As famílias não sabem precisar o quantitativo (que não é divulgado pelo poder público). Questionado após a visita da relatora da Onu, o Governo do Estado emitiu nota técnica em que conta que a “Procuradoria Geral do Estado (PGE), através da Secretaria Executiva de Desapropriações (Sedes), em parceria com a Secretaria das Cidades (SECID), promoveu uma série de ações para orientar e esclarecer os moradores, os proprietários dos imóveis e os comerciantes sobre o procedimento completo das desapropriações referentes às obras da Copa a partir de julho de 2012”.

Para o governo do Estado, uma equipe multidisciplinar, formada por engenheiros, arquitetos, assistentes sociais e advogados, vem conduzindo o processo de desapropriação e disponibilizando, constantemente, um canal de diálogo com a comunidade. O documento destaca ainda que no início do processo de desapropriação foram realizadas audiências públicas onde os moradores e comerciantes tiveram a oportunidade de assistir às apresentações dos projetos das Obras da Copa, que fazem parte do Promob (Programa de Mobilidade do Estado Secretaria Executiva de Desapropriações) e que foram realizados 263 plantões sociais com moradores de Camaragibe.
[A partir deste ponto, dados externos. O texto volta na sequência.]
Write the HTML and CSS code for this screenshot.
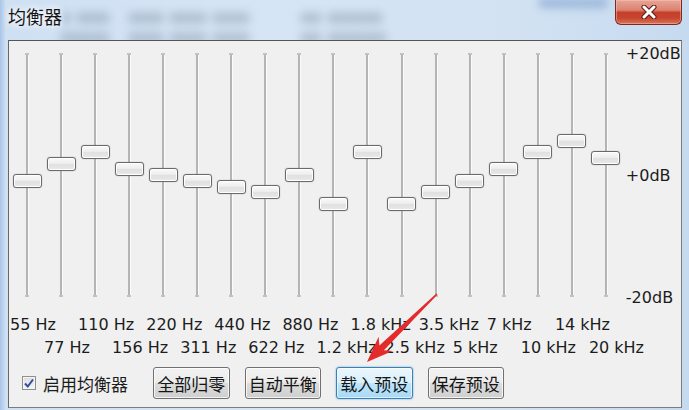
FILE: index.html
```html
<!DOCTYPE html>
<html lang="zh-CN">
<head>
    <meta charset="UTF-8">
    <title>均衡器</title>
    <link rel="stylesheet" href="styles.css">
</head>
<body>
<div class="window">
    <!-- blurred desktop content seen through the glass frame -->
    <div class="behind">
        <div class="smear-row">
            <i style="width:16px;margin-left:55px"></i><i style="width:34px"></i>
            <i style="width:36px;margin-left:13px"></i><i style="width:38px"></i><i style="width:38px"></i>
            <i style="width:22px;margin-left:45px"></i><i style="width:56px"></i>
            <i class="deep" style="width:70px;margin-left:150px"></i>
        </div>
        <div class="smear-row">
            <i style="width:50px;margin-left:60px"></i>
            <i style="width:36px;margin-left:13px"></i><i style="width:38px"></i><i style="width:38px"></i>
            <i style="width:22px;margin-left:45px"></i><i style="width:60px"></i>
        </div>
    </div>

    <div class="titlebar">
        <span class="title">均衡器</span>
        <button class="close" title="关闭">
            <svg width="18" height="14" viewBox="0 0 18 14">
                <path d="M4 2 L14 12 M14 2 L4 12" stroke="#5e1a12" stroke-width="5" stroke-linecap="round"/>
                <path d="M4 2 L14 12 M14 2 L4 12" stroke="#fff" stroke-width="3" stroke-linecap="round"/>
            </svg>
        </button>
    </div>

    <div class="panel">
        <div class="eq">
            <div class="bands">
                <div class="band" style="--db:-1"><div class="track"></div><div class="thumb"></div></div>
                <div class="band" style="--db:2"><div class="track"></div><div class="thumb"></div></div>
                <div class="band" style="--db:4"><div class="track"></div><div class="thumb"></div></div>
                <div class="band" style="--db:1"><div class="track"></div><div class="thumb"></div></div>
                <div class="band" style="--db:0"><div class="track"></div><div class="thumb"></div></div>
                <div class="band" style="--db:-1"><div class="track"></div><div class="thumb"></div></div>
                <div class="band" style="--db:-2"><div class="track"></div><div class="thumb"></div></div>
                <div class="band" style="--db:-3"><div class="track"></div><div class="thumb"></div></div>
                <div class="band" style="--db:0"><div class="track"></div><div class="thumb"></div></div>
                <div class="band" style="--db:-5"><div class="track"></div><div class="thumb"></div></div>
                <div class="band" style="--db:4"><div class="track"></div><div class="thumb"></div></div>
                <div class="band" style="--db:-5"><div class="track"></div><div class="thumb"></div></div>
                <div class="band" style="--db:-3"><div class="track"></div><div class="thumb"></div></div>
                <div class="band" style="--db:-1"><div class="track"></div><div class="thumb"></div></div>
                <div class="band" style="--db:1"><div class="track"></div><div class="thumb"></div></div>
                <div class="band" style="--db:4"><div class="track"></div><div class="thumb"></div></div>
                <div class="band" style="--db:6"><div class="track"></div><div class="thumb"></div></div>
                <div class="band" style="--db:3"><div class="track"></div><div class="thumb"></div></div>
            </div>
            <div class="scale">
                <span>+20dB</span>
                <span>+0dB</span>
                <span>-20dB</span>
            </div>
        </div>

        <div class="freqs odd">
            <span>55 Hz</span><span>110 Hz</span><span>220 Hz</span><span>440 Hz</span><span>880 Hz</span>
            <span>1.8 kHz</span><span>3.5 kHz</span><span>7 kHz</span><span>14 kHz</span>
        </div>
        <div class="freqs even">
            <span>77 Hz</span><span>156 Hz</span><span>311 Hz</span><span>622 Hz</span><span>1.2 kHz</span>
            <span>2.5 kHz</span><span>5 kHz</span><span>10 kHz</span><span>20 kHz</span>
        </div>

        <div class="controls">
            <label class="check">
                <span class="box">
                    <svg width="12" height="12" viewBox="0 0 12 12">
                        <path d="M2 6.5 L4.8 9.5 L10 2.5" fill="none" stroke="#2d4f9e" stroke-width="2"/>
                    </svg>
                </span>
                启用均衡器
            </label>
            <button class="btn">全部归零</button>
            <button class="btn">自动平衡</button>
            <button class="btn hot">载入预设</button>
            <button class="btn">保存预设</button>
        </div>

        <!-- red pointer drawn over the panel -->
        <svg class="arrow" viewBox="8 40 674 368" width="674" height="368">
            <polygon points="367,362 378.6,336.7 379.4,345.4 436.4,293.4 437.6,294.6 383.9,350.2 392.6,351.1" fill="#e42a2a"/>
        </svg>
    </div>
</div>
</body>
</html>
```

FILE: styles.css
```css
body {
    margin: 0;
    width: 689px;
    height: 410px;
    overflow: hidden;
    background: linear-gradient(to right, #a9c5e6 0px, #cfe0f3 6px, #d6e5f5 40%, #d2e2f3 75%, #c6daef 100%);
    font-family: "DejaVu Sans", "Noto Sans CJK SC", sans-serif;
    color: #1c1c1c;
}
.window {
    position: relative;
    height: 410px;
}
.behind {
    position: absolute;
    top: 0;
    left: 0;
    right: 0;
    height: 44px;
    padding-top: 12px;
    box-sizing: border-box;
}
.smear-row {
    display: flex;
    gap: 5px;
    height: 12px;
    margin-bottom: 8px;
}
.smear-row i {
    display: block;
    flex: none;
    background: rgba(95, 110, 130, 0.28);
    border-radius: 5px;
    filter: blur(4px);
}
.smear-row i.deep {
    margin-top: -14px;
    height: 10px;
    background: rgba(95, 135, 190, 0.45);
}
.titlebar {
    position: relative;
    height: 40px;
    display: flex;
    justify-content: space-between;
    align-items: flex-start;
    padding: 0 7px 0 8px;
    box-sizing: border-box;
}
.title {
    margin-top: 8px;
    font-size: 18px;
    line-height: 20px;
    color: #151515;
    text-shadow: 0 0 6px #fff, 0 0 10px #fff;
}
.close {
    width: 67px;
    height: 25px;
    padding: 0;
    display: flex;
    align-items: center;
    justify-content: center;
    border: 1px solid #7a2a1e;
    border-top: none;
    border-radius: 0 0 6px 6px;
    background: linear-gradient(#e8a597 0%, #db8371 42%, #c5402a 52%, #c6452e 75%, #d9755c 100%);
    box-shadow: inset 0 0 0 1px rgba(255, 200, 190, 0.45);
}
.panel {
    position: relative;
    margin: 0 7px 0 8px;
    height: 368px;
    box-sizing: border-box;
    border: 1px solid #7c7c7c;
    border-top-color: #555;
    border-left-color: #666;
    background: #f0f0f0;
}
.eq {
    display: flex;
    padding-top: 3px;
}
.bands {
    display: flex;
    padding-left: 1px;
    padding-top: 9px;
}
.band {
    position: relative;
    flex: none;
    width: 34.06px;
    height: 244px;
}
.track {
    position: absolute;
    top: 0;
    bottom: 0;
    left: 50%;
    width: 2px;
    margin-left: -1px;
    background: #b4b4b4;
    box-shadow: 1px 0 0 #fbfbfb;
}
/* small end ticks */
.track::before, .track::after {
    content: "";
    position: absolute;
    left: -1px;
    width: 4px;
    height: 2px;
    background: #c2c2c2;
}
.track::before { top: 0; }
.track::after { bottom: 0; }
.thumb {
    position: absolute;
    left: 50%;
    top: calc(115px - var(--db) * 5.75px);
    width: 29px;
    height: 14px;
    margin-left: -14.5px;
    box-sizing: border-box;
    border: 1px solid #6a6a6a;
    border-radius: 3px;
    background: linear-gradient(#fafafa 0%, #eeeeee 45%, #e0e0e0 55%, #e9e9e9 100%);
    box-shadow: inset 0 0 0 1px #fff, 0 0 1px rgba(0, 0, 0, 0.45);
}
.scale {
    margin-left: 3px;
    width: 55px;
    height: 264px;
    display: flex;
    flex-direction: column;
    justify-content: space-between;
    font-size: 16px;
    line-height: 20px;
    white-space: nowrap;
}
.freqs {
    display: flex;
    font-size: 16px;
    line-height: 23px;
    white-space: nowrap;
}
.freqs span {
    flex: none;
    width: 68.12px;
}
.freqs.odd {
    margin-top: 5px;
    padding-left: 1px;
}
.freqs.even {
    padding-left: 35px;
}
.controls {
    display: flex;
    align-items: center;
    height: 32px;
    margin-top: 8px;
    padding-left: 13px;
}
.check {
    display: flex;
    align-items: center;
    gap: 7px;
    margin-right: 25px;
    font-size: 17px;
}
.box {
    width: 14px;
    height: 14px;
    box-sizing: border-box;
    border: 1px solid #8e8f8f;
    background: linear-gradient(#dcdcdc, #f6f6f6);
    box-shadow: inset 0 0 0 1px #f4f4f4;
    display: flex;
    align-items: center;
    justify-content: center;
}
.btn {
    flex: none;
    width: 76.5px;
    height: 32px;
    margin-right: 15px;
    padding: 0;
    font-family: "DejaVu Sans", "Noto Sans CJK SC", sans-serif;
    font-size: 17px;
    color: #151515;
    border: 1px solid #707070;
    border-radius: 3px;
    background: linear-gradient(#f2f2f2 0%, #ebebeb 50%, #dddddd 51%, #cfcfcf 100%);
    box-shadow: inset 0 0 0 1px rgba(255, 255, 255, 0.75);
}
.btn.hot {
    border-color: #3c7fb1;
    background: linear-gradient(#eaf6fd 0%, #d9f0fc 50%, #bee6fd 51%, #a7d9f5 100%);
    box-shadow: inset 0 0 0 1px rgba(255, 255, 255, 0.6), 0 0 2px #5aa6dc;
}
.arrow {
    position: absolute;
    top: -1px;
    left: -1px;
    pointer-events: none;
}
```
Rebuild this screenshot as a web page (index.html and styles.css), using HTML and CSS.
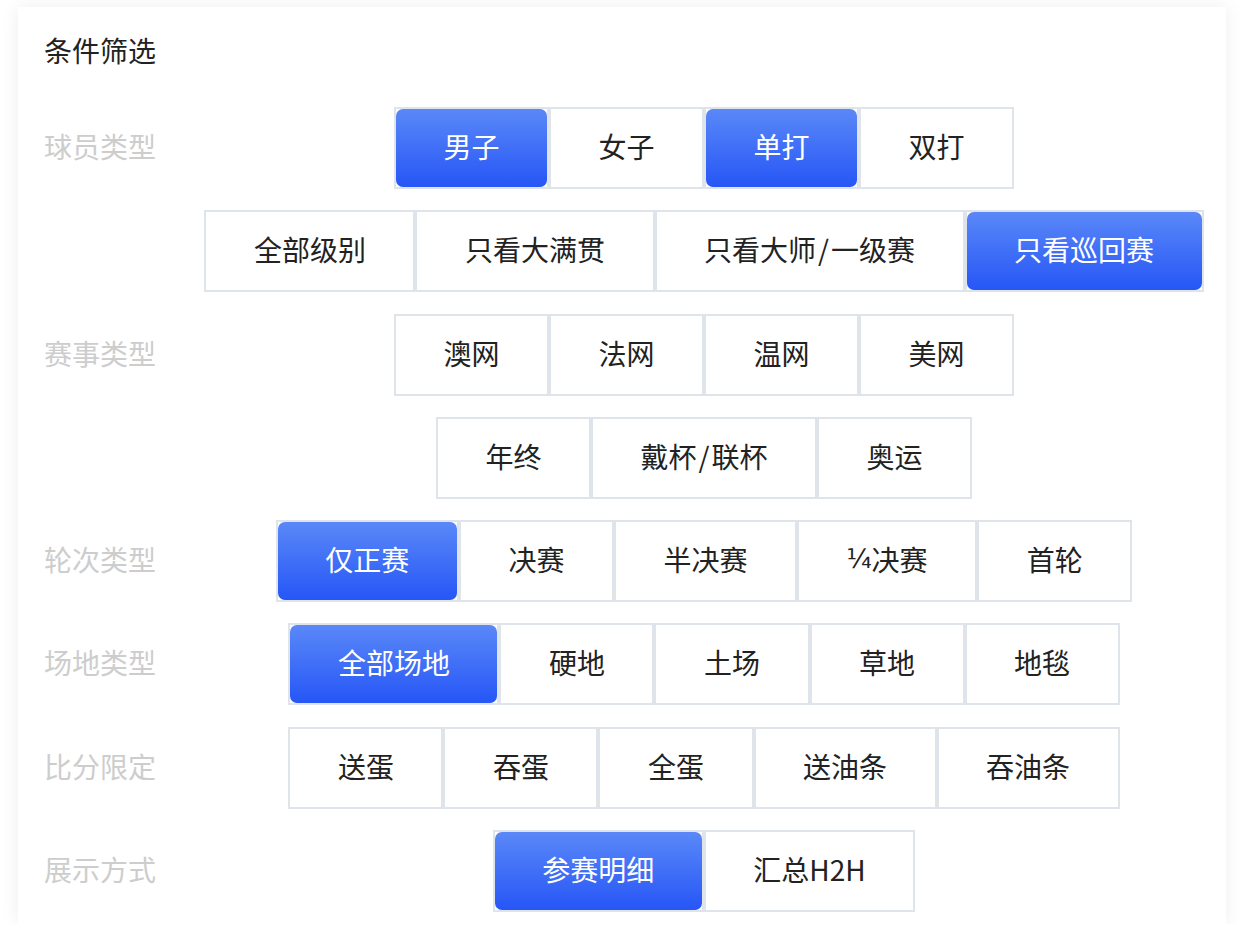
FILE: index.html
```html
<!DOCTYPE html>
<html lang="zh-CN">
  <head>
    <meta charset="UTF-8" />
    <meta name="viewport" content="width=device-width, initial-scale=1.0" />
    <title>条件筛选</title>
    <link rel="stylesheet" href="styles.css">
  </head>
  <body>
    <div class="card"><!-- filter panel -->
      <h2 class="title">条件筛选</h2>

      <div class="row">
        <div class="label">球员类型</div>
        <div class="opts">
          <div class="group">
            <div class="cell on"><span>男子</span></div>
            <div class="cell"><span>女子</span></div>
          </div>
          <div class="group">
            <div class="cell on"><span>单打</span></div>
            <div class="cell"><span>双打</span></div>
          </div>
          <div class="group">
            <div class="cell"><span>全部级别</span></div>
            <div class="cell"><span>只看大满贯</span></div>
            <div class="cell"><span>只看大师<i class="sl">/</i>一级赛</span></div>
            <div class="cell on"><span>只看巡回赛</span></div>
          </div>
        </div>
      </div>

      <div class="row">
        <div class="label">赛事类型</div>
        <div class="opts">
          <div class="group">
            <div class="cell"><span>澳网</span></div>
            <div class="cell"><span>法网</span></div>
            <div class="cell"><span>温网</span></div>
            <div class="cell"><span>美网</span></div>
          </div>
          <div class="group">
            <div class="cell"><span>年终</span></div>
            <div class="cell"><span>戴杯<i class="sl">/</i>联杯</span></div>
            <div class="cell"><span>奥运</span></div>
          </div>
        </div>
      </div>

      <div class="row">
        <div class="label">轮次类型</div>
        <div class="opts">
          <div class="group">
            <div class="cell on"><span>仅正赛</span></div>
            <div class="cell"><span>决赛</span></div>
            <div class="cell"><span>半决赛</span></div>
            <div class="cell"><span><i class="frac">¼</i>决赛</span></div>
            <div class="cell"><span>首轮</span></div>
          </div>
        </div>
      </div>

      <div class="row">
        <div class="label">场地类型</div>
        <div class="opts">
          <div class="group">
            <div class="cell on"><span>全部场地</span></div>
            <div class="cell"><span>硬地</span></div>
            <div class="cell"><span>土场</span></div>
            <div class="cell"><span>草地</span></div>
            <div class="cell"><span>地毯</span></div>
          </div>
        </div>
      </div>

      <div class="row">
        <div class="label">比分限定</div>
        <div class="opts">
          <div class="group">
            <div class="cell"><span>送蛋</span></div>
            <div class="cell"><span>吞蛋</span></div>
            <div class="cell"><span>全蛋</span></div>
            <div class="cell"><span>送油条</span></div>
            <div class="cell"><span>吞油条</span></div>
          </div>
        </div>
      </div>

      <div class="row">
        <div class="label">展示方式</div>
        <div class="opts">
          <div class="group">
            <div class="cell on"><span>参赛明细</span></div>
            <div class="cell"><span>汇总H2H</span></div>
          </div>
        </div>
      </div>
    </div>
  </body>
</html>
```

FILE: styles.css
```css
/* page */
* {
  margin: 0;
  padding: 0;
  box-sizing: border-box;
}
body {
  background: #fff;
  font-family: "Noto Sans CJK SC", "Noto Sans", "Liberation Sans", sans-serif;
  padding: 7px 24px 0 18px;
}
.card { /* white panel with soft shadow */
  width: 1208px;
  height: 917px;
  background: #fff;
  box-shadow: 0 0 18px rgba(0, 0, 0, 0.07);
  padding: 23px 20px 0 26px;
  display: flex;
  flex-direction: column;
  gap: 21.3px;
}
.title {
  font-size: 28px;
  font-weight: normal;
  color: #222;
  line-height: 40px;
  margin-bottom: 15.7px;
}
.row { /* label + options */
  display: flex;
  align-items: flex-start;
}
.label {
  width: 158px;
  height: 82px;
  flex: none;
  font-size: 28px;
  line-height: 78px;
  color: #cdcdcd;
}
.opts {
  flex: 1;
  display: flex;
  flex-wrap: wrap;
  justify-content: center;
  row-gap: 21.3px;
}
.group {
  display: flex;
}
.cell {
  height: 82px;
  min-width: 155px;
  border: 2px solid #dfe3ea;
  background: #fff;
  display: flex;
}
.cell span {
  flex: 1;
  display: flex;
  align-items: center;
  justify-content: center;
  padding: 0 47.5px 4px;
  font-size: 28px;
  color: #222;
  border-radius: 7px;
  white-space: nowrap;
}
.cell .sl {
  font-style: normal;
  margin: 0 2px;
}
.cell .frac {
  font-style: normal;
  font-family: "DejaVu Sans", sans-serif;
  font-size: 26px;
}
.cell.on span { /* selected option */
  background: linear-gradient(#5a88f8, #2656f6);
  color: #fff;
}
```
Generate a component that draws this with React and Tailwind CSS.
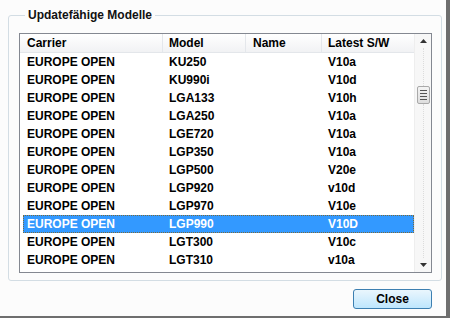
import React from "react";

const rows = [
  ["KU250", "V10a"],
  ["KU990i", "V10d"],
  ["LGA133", "V10h"],
  ["LGA250", "V10a"],
  ["LGE720", "V10a"],
  ["LGP350", "V10a"],
  ["LGP500", "V20e"],
  ["LGP920", "v10d"],
  ["LGP970", "V10e"],
  ["LGP990", "V10D"],
  ["LGT300", "V10c"],
  ["LGT310", "v10a"],
];

export default function App() {
  return (
    <div
      className="w-[450px] h-[318px] bg-[#fcfcfc] border-r-[4px] border-b-[2px] border-[#6e6e6e] flex flex-col text-[12px] font-bold text-black"
      style={{ fontFamily: '"Liberation Sans", Arial, sans-serif' }}
    >
      <fieldset className="ml-[8px] mt-[8px] w-[434px] h-[273px] border border-[#d3dde4] rounded-[3px] pl-[10px]">
        <legend className="ml-[6px] px-[3px] text-[12px] leading-[14px] text-[#111]">Updatefähige Modelle</legend>
        <div className="mt-[11px] w-[413px] h-[240px] border border-[#848891] bg-white flex overflow-hidden">
          <div className="w-[394px] flex flex-col">
            <div className="h-[19px] flex border-b border-[#e3e6ea] bg-gradient-to-b from-white to-[#f1f2f4] leading-[19px]">
              <div className="w-[143px] pl-[7px] border-r border-[#e4e7eb]">Carrier</div>
              <div className="w-[83px] pl-[6px] border-r border-[#e4e7eb]">Model</div>
              <div className="w-[76px] pl-[7px] border-r border-[#e4e7eb]">Name</div>
              <div className="flex-1 pl-[6px]">Latest S/W</div>
            </div>
            {rows.map(([m, v]) => {
              const sel = m === "LGP990";
              return (
                <div
                  key={m}
                  className={
                    "h-[18px] leading-[18px] flex ml-[3px] " +
                    (sel ? "bg-[#3399ff] text-white outline outline-1 outline-dotted outline-[#7a6a3a] -outline-offset-1" : "")
                  }
                >
                  <div className="w-[140px] pl-[4px]">EUROPE OPEN</div>
                  <div className="w-[83px] pl-[6px]">{m}</div>
                  <div className="w-[76px]"></div>
                  <div className="flex-1 pl-[6px]">{v}</div>
                </div>
              );
            })}
          </div>
          <div className="w-[17px] bg-[#f7f7f7] border-l border-[#eeeeee] flex flex-col items-center">
            <div className="h-[14px] flex items-center justify-center">
              <svg width="7" height="4" viewBox="0 0 7 4"><path d="M3.5 0 L7 4 L0 4 Z" fill="#333" /></svg>
            </div>
            <div className="h-[38px] w-[1px] border-l border-dotted border-[#dcdcdc]"></div>
            <div className="w-[13px] h-[18px] bg-gradient-to-b from-[#f4f4f4] to-[#dedede] border border-[#a9a9a9] rounded-[2px] flex flex-col items-center justify-center gap-[2px]">
              <div className="w-[7px] h-[1px] bg-[#555]"></div>
              <div className="w-[7px] h-[1px] bg-[#555]"></div>
              <div className="w-[7px] h-[1px] bg-[#555]"></div>
              <div className="w-[7px] h-[1px] bg-[#555]"></div>
            </div>
            <div className="flex-1 w-[1px] border-l border-dotted border-[#dcdcdc]"></div>
            <div className="h-[14px] flex items-center justify-center">
              <svg width="7" height="4" viewBox="0 0 7 4"><path d="M0 0 L7 0 L3.5 4 Z" fill="#333" /></svg>
            </div>
          </div>
        </div>
      </fieldset>
      <div className="flex justify-end pr-[14px] pt-[8px]">
        <button className="w-[79px] h-[20px] border border-[#3c7fb1] rounded-[3px] bg-gradient-to-b from-[#eaf6fd] to-[#bee6fd] text-[12px] font-bold leading-[18px] text-black">
          Close
        </button>
      </div>
    </div>
  );
}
Emergencialmente, alguns moradores já solicitam em seus processos a liberação de 80% do valor das indenizações. É o caso de Edson Bernardo da Silva, que tem dois filhos, recebeu visita do oficial de justiça na última segunda-feira e conta não ter a mínima condição de relocar as duas famílias que moram no seu imóvel sem antes receber algum dinheiro.

Ele vive de fazer bicos, tinha como principal renda o aluguel do imóvel onde voltou a morar após o início das remoções no Loteamento São Francisco e seus dois filhos estão desempregados. O Comitê Popular da Copa de Pernambuco, organizou a vinda da relatora da ONU para o seminário Legados e Relegados da Copa do Mundo e divulgou nota nesta semana solicitando audiência com o governador Eduardo Campos.